**To be done:** Locate the word "components" in the data below, then copy every line that holds it.

**Data entries:**
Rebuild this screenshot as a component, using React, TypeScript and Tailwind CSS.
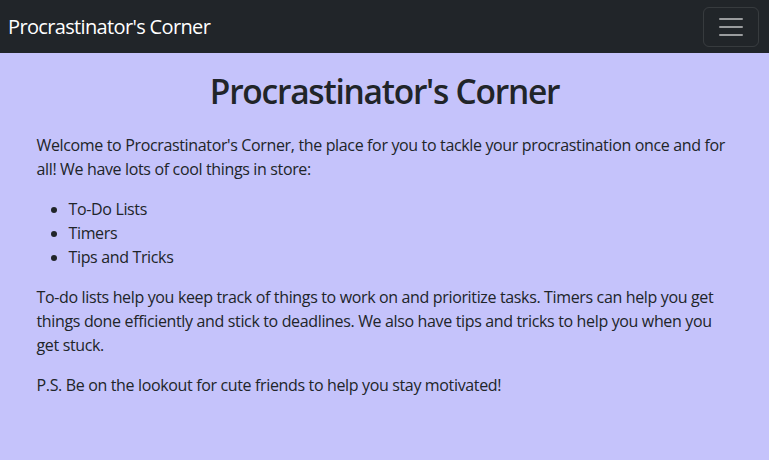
export default function App() {
  return (
    <div className="min-h-[460px] bg-[#c5c3fb] text-[#212529] font-['Open_Sans',sans-serif] tracking-[-0.35px]">
      <nav className="flex h-[53px] items-center justify-between bg-[#212529] pl-2 pr-[10px]">
        <a href="#" className="text-[20px] leading-[30px] tracking-[-0.65px] text-white">
          Procrastinator's Corner
        </a>
        <button className="flex h-[40px] w-[56px] items-center justify-center rounded-md border border-white/10">
          <svg width="30" height="30" viewBox="0 0 30 30">
            <path
              d="M4 7h22M4 15h22M4 23h22"
              stroke="rgba(255,255,255,0.55)"
              strokeWidth="2"
              strokeLinecap="round"
            />
          </svg>
        </button>
      </nav>
      <main className="mx-auto max-w-[720px] px-3">
        <h1 className="mt-[18px] mb-[22px] text-center text-[33.5px] leading-[40px] font-semibold tracking-[-1.25px]">
          Procrastinator's Corner
        </h1>
        <p className="mb-4 text-base leading-6">
          Welcome to Procrastinator's Corner, the place for you to tackle your procrastination once and for all! We have
          lots of cool things in store:
        </p>
        <ul className="mb-4 list-disc pl-8 text-base leading-6">
          <li>To-Do Lists</li>
          <li>Timers</li>
          <li>Tips and Tricks</li>
        </ul>
        <p className="mb-4 text-base leading-6">
          To-do lists help you keep track of things to work on and prioritize tasks. Timers can help you get things done
          efficiently and stick to deadlines. We also have tips and tricks to help you when you get stuck.
        </p>
        <p className="mb-4 text-base leading-6">P.S. Be on the lookout for cute friends to help you stay motivated!</p>
      </main>
    </div>
  );
}
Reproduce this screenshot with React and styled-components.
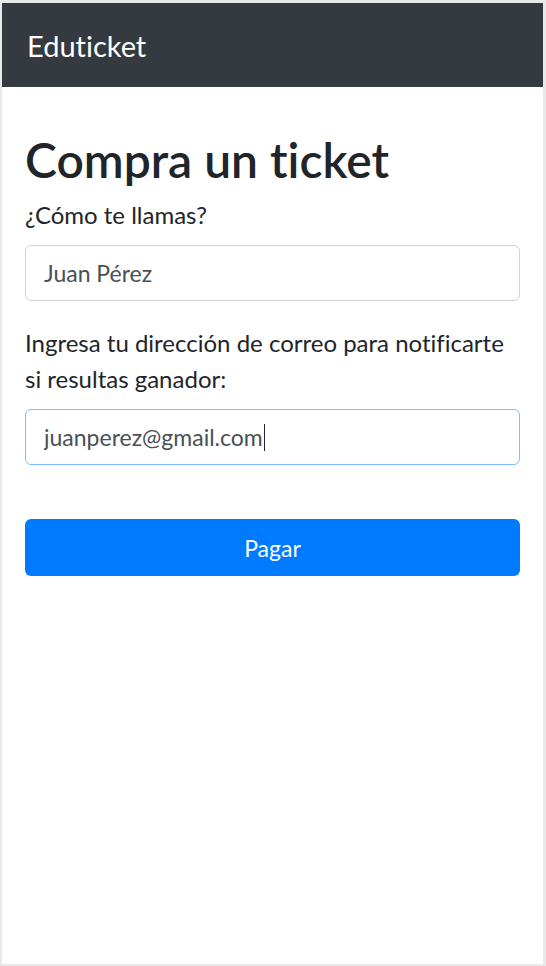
import React, { useLayoutEffect, useRef, useState } from "react";
import styled, { createGlobalStyle } from "styled-components";

const GlobalStyle = createGlobalStyle`
  html, body {
    margin: 0;
    padding: 0;
    background: #e9e9e9;
  }
  * {
    box-sizing: border-box;
  }
`;

const FONT = `"Lato", "Open Sans", sans-serif`;

const Frame = styled.div`
  margin: 3px 3px 2px 2px;
  height: 961px;
  background: #fff;
  font-family: ${FONT};
  font-variant-ligatures: none;
  color: #212529;
`;

const Navbar = styled.nav`
  height: 84px;
  background: #343a40;
  display: flex;
  align-items: center;
  padding: 0 25px;
`;

const Brand = styled.span`
  color: #fff;
  font-size: 29px;
  line-height: 45px;
`;

const Container = styled.main`
  padding: 44px 23px 0 23px;
`;

const Title = styled.h1`
  margin: 0 0 8px;
  font-size: 48px;
  font-weight: 600;
  line-height: 58px;
`;

const FormGroup = styled.div`
  margin-bottom: 24px;
`;

const Label = styled.label`
  display: block;
  font-size: 24px;
  line-height: 36px;
  margin-bottom: 12px;
`;

const FieldWrap = styled.div`
  position: relative;
`;

const Field = styled.input`
  display: block;
  width: 100%;
  height: 56px;
  padding: 9px 18px;
  font-family: inherit;
  font-variant-ligatures: none;
  font-size: 23px;
  color: #495057;
  background: #fff;
  border: 1.5px solid ${(p) => (p.$focused ? "#80bdff" : "#ced4da")};
  border-radius: 6px;
  outline: none;
`;

const Caret = styled.span`
  position: absolute;
  top: 15px;
  width: 1px;
  height: 27px;
  background: #212529;
  pointer-events: none;
`;

const SubmitButton = styled.button`
  display: block;
  width: 100%;
  height: 57px;
  margin-top: 54px;
  border: none;
  border-radius: 6px;
  background: #007bff;
  color: #fff;
  font-family: inherit;
  font-size: 23px;
  cursor: pointer;
`;

const EMAIL = "juanperez@gmail.com";

export default function App() {
  const emailRef = useRef(null);
  const [caretLeft, setCaretLeft] = useState(null);

  // place the fake caret at the end of the email text
  useLayoutEffect(() => {
    const el = emailRef.current;
    if (!el) return;
    const ctx = document.createElement("canvas").getContext("2d");
    const cs = getComputedStyle(el);
    ctx.font = `${cs.fontWeight} ${cs.fontSize} ${cs.fontFamily}`;
    const w = ctx.measureText(el.value).width;
    setCaretLeft(19.5 + w + 1);
  }, []);

  return (
    <>
      <GlobalStyle />
      <Frame>
        <Navbar>
          <Brand>Eduticket</Brand>
        </Navbar>
        <Container>
          <Title>Compra un ticket</Title>
          <FormGroup>
            <Label htmlFor="name">¿Cómo te llamas?</Label>
            <Field id="name" type="text" defaultValue="Juan Pérez" />
          </FormGroup>
          <div>
            <Label htmlFor="email">
              Ingresa tu dirección de correo para notificarte si resultas ganador:
            </Label>
            <FieldWrap>
              <Field
                id="email"
                ref={emailRef}
                type="email"
                $focused
                defaultValue={EMAIL}
              />
              {caretLeft !== null && <Caret style={{ left: caretLeft }} />}
            </FieldWrap>
          </div>
          <SubmitButton type="button">Pagar</SubmitButton>
        </Container>
      </Frame>
    </>
  );
}
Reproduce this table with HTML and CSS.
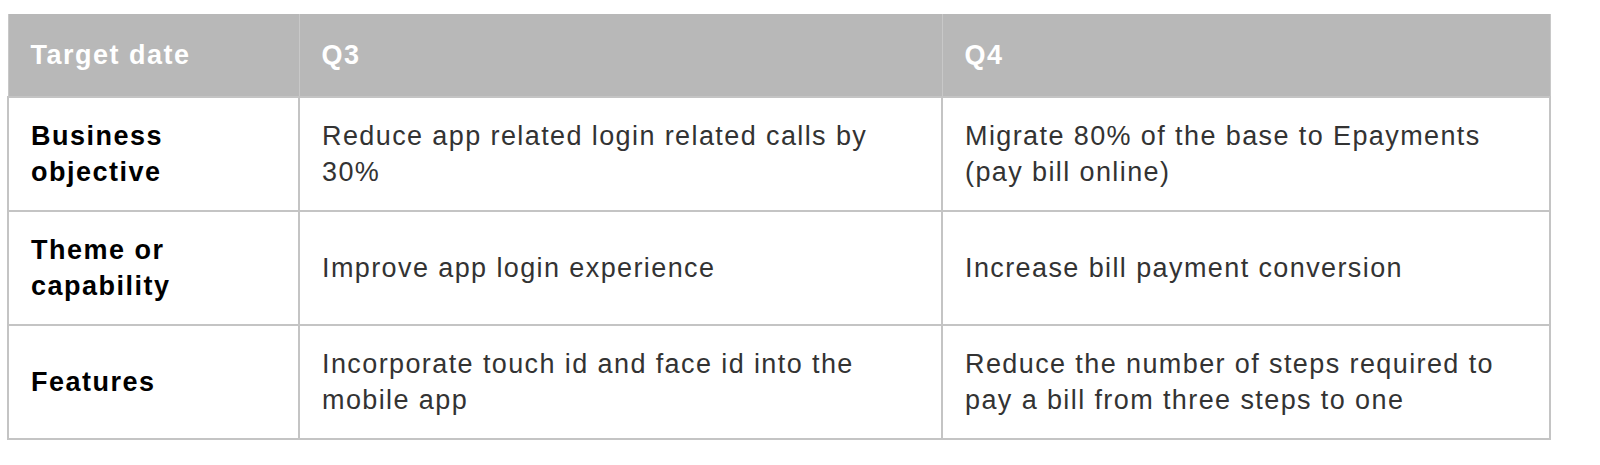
FILE: index.html
```html
<!DOCTYPE html>
<html>
<head>
<meta charset="utf-8">
<link rel="stylesheet" href="styles.css">
</head>
<body>
<table class="roadmap">
  <colgroup>
    <col class="c1"><col class="c2"><col class="c3">
  </colgroup>
  <thead>
    <tr><th>Target date</th><th>Q3</th><th>Q4</th></tr>
  </thead>
  <tbody>
    <tr>
      <td class="label">Business<br>objective</td>
      <td>Reduce app related login related calls by<br>30%</td>
      <td>Migrate 80% of the base to Epayments<br>(pay bill online)</td>
    </tr>
    <tr>
      <td class="label">Theme or<br>capability</td>
      <td>Improve app login experience</td>
      <td>Increase bill payment conversion</td>
    </tr>
    <tr>
      <td class="label">Features</td>
      <td>Incorporate touch id and face id into the<br>mobile app</td>
      <td>Reduce the number of steps required to<br>pay a bill from three steps to one</td>
    </tr>
  </tbody>
</table>
</body>
</html>
```
FILE: styles.css
```css
html, body {
  margin: 0;
  padding: 0;
  background: #ffffff;
}
body {
  padding: 14px 0 0 7px;
  font-family: "Liberation Sans", Arial, Helvetica, sans-serif;
}
.roadmap {
  border-collapse: collapse;
  width: 1542px;
  table-layout: fixed;
}
.c1 { width: 291px; }
.c2 { width: 643px; }
.c3 { width: 608px; }
.roadmap th {
  background: #b8b8b8;
  color: #ffffff;
  font-weight: bold;
  font-size: 27px;
  letter-spacing: 1.5px;
  text-align: left;
  height: 83px;
  padding: 0 22px;
  border: 1px solid #c8c8c8;
  border-top: 0;
  box-sizing: border-box;
}
.roadmap td {
  border: 2px solid #c4c4c4;
  font-size: 27px;
  letter-spacing: 1.4px;
  line-height: 36px;
  color: #333333;
  padding: 0 22px;
  height: 114px;
  vertical-align: middle;
  box-sizing: border-box;
}
.roadmap td.label {
  color: #000000;
  font-weight: bold;
  letter-spacing: 1.5px;
}
```
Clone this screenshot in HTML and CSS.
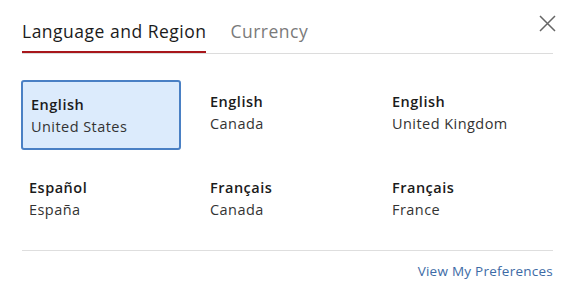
FILE: index.html
```html
<!DOCTYPE html>
<html lang="en">
<head>
<meta charset="utf-8">
<title>Language and Region</title>
<link rel="stylesheet" href="styles.css">
</head>
<body>
<div class="dialog">
  <button class="close" aria-label="Close">
    <svg width="17" height="17" viewBox="0 0 17 17"><path d="M1 1L16 16M16 1L1 16" stroke="#666" stroke-width="1.5" fill="none"/></svg>
  </button>
  <div class="tabs">
    <div class="tab active">Language and Region</div>
    <div class="tab">Currency</div>
  </div>
  <div class="options">
    <div class="option selected"><div class="lang">English</div><div class="region">United States</div></div>
    <div class="option"><div class="lang">English</div><div class="region">Canada</div></div>
    <div class="option"><div class="lang">English</div><div class="region">United Kingdom</div></div>
    <div class="option"><div class="lang">Español</div><div class="region">España</div></div>
    <div class="option"><div class="lang">Français</div><div class="region">Canada</div></div>
    <div class="option"><div class="lang">Français</div><div class="region">France</div></div>
  </div>
  <div class="footer">
    <a class="prefs" href="#">View My Preferences</a>
  </div>
</div>
</body>
</html>
```
FILE: styles.css
```css
html, body {
  margin: 0;
  padding: 0;
  background: #fff;
}
body {
  font-family: "Open Sans", "Noto Sans", sans-serif;
  color: #1b1b1b;
}
.dialog {
  position: relative;
  width: 575px;
  height: 300px;
  box-sizing: border-box;
  padding: 0 22px;
}
.close {
  position: absolute;
  top: 15px;
  right: 19px;
  width: 17px;
  height: 17px;
  padding: 0;
  border: 0;
  background: none;
  display: flex;
}
.tabs {
  display: flex;
  gap: 24px;
  border-bottom: 1px solid #dcdcdc;
}
.tab {
  font-size: 17.5px;
  line-height: 20px;
  padding: 21px 0 10px;
  color: #7a7a7a;
  border-bottom: 2px solid transparent;
  letter-spacing: 0.5px;
}
.tab.active {
  color: #1b1b1b;
  border-bottom-color: #a8161b;
  font-weight: 500;
}
.options {
  display: grid;
  grid-template-columns: 170px 171px 1fr;
  column-gap: 11px;
  row-gap: 16px;
  margin: 26px 0 0 -1px;
  align-items: start;
}
.option {
  width: 160px;
  box-sizing: border-box;
  padding: 11px 8px 11px;
}
.option.selected {
  border: 2px solid #4a80c4;
  border-radius: 3px;
  background: #dcebfc;
  padding: 12px 8px 11px;
  height: 70px;
}
.lang {
  font-size: 14.5px;
  line-height: 22px;
  font-weight: 600;
  color: #1b1b1b;
  letter-spacing: 0.5px;
}
.region {
  font-size: 14.5px;
  line-height: 22px;
  color: #333;
  letter-spacing: 0.45px;
}
.footer {
  margin-top: 18px;
  border-top: 1px solid #dedede;
  display: flex;
  justify-content: flex-end;
  padding-top: 11px;
}
.prefs {
  font-size: 13.5px;
  line-height: 18px;
  font-weight: 500;
  color: #3d6ba6;
  text-decoration: none;
  letter-spacing: 0.25px;
}
```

**Full solution:**
Reproduce this screenshot with React and styled-components.
import styled, { createGlobalStyle } from "styled-components";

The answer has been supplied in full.